Regardless of whether the author plays it straight or flips the structure, at the end of the story the hero has learned a lesson and articulates it in words different from those of the mentor. What matters is that the lesson cannot be presented didactically: kids can smell that kind of condescension a mile away, and overt morals ruin good stories. Nobody likes to be patronized, least of all a nine year old. If the action and emotion of a story cannot imply a lesson through subtext, then it is a weak lesson that simply won’t resonate.

By finding a different subtext-driven way of articulating (or potentially refuting) the mentor’s earlier wisdom, a classic MG novel can show the reader how that wisdom can be applied in a fictional context.
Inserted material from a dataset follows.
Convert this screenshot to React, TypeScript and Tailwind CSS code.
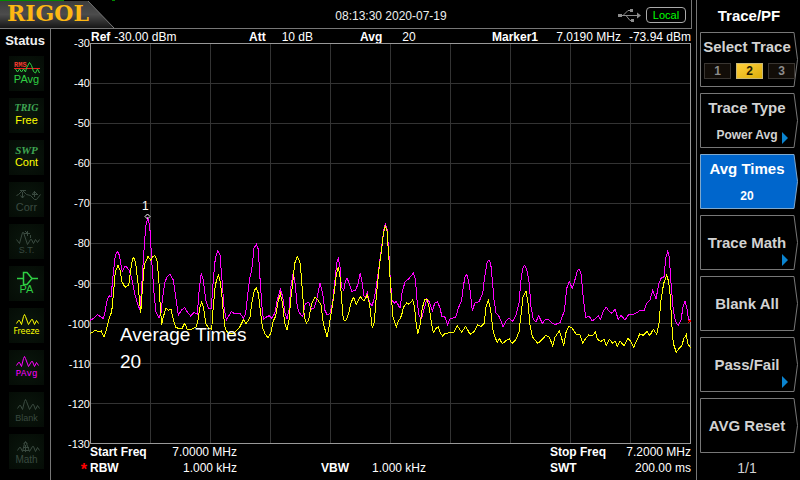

Just as the hero’s understanding of reality is broadened, so too is the reader’s conceptual vocabulary. Like Dallben says:

“…If you grow up with any kind of sense – which you sometimes make me doubt – you will very likely reach your own conclusions.

“They will probably be wrong,” he added. “However, since they will be yours, you will feel a little more satisfied with them.”

And that, ultimately is what childhood and fiction are both about.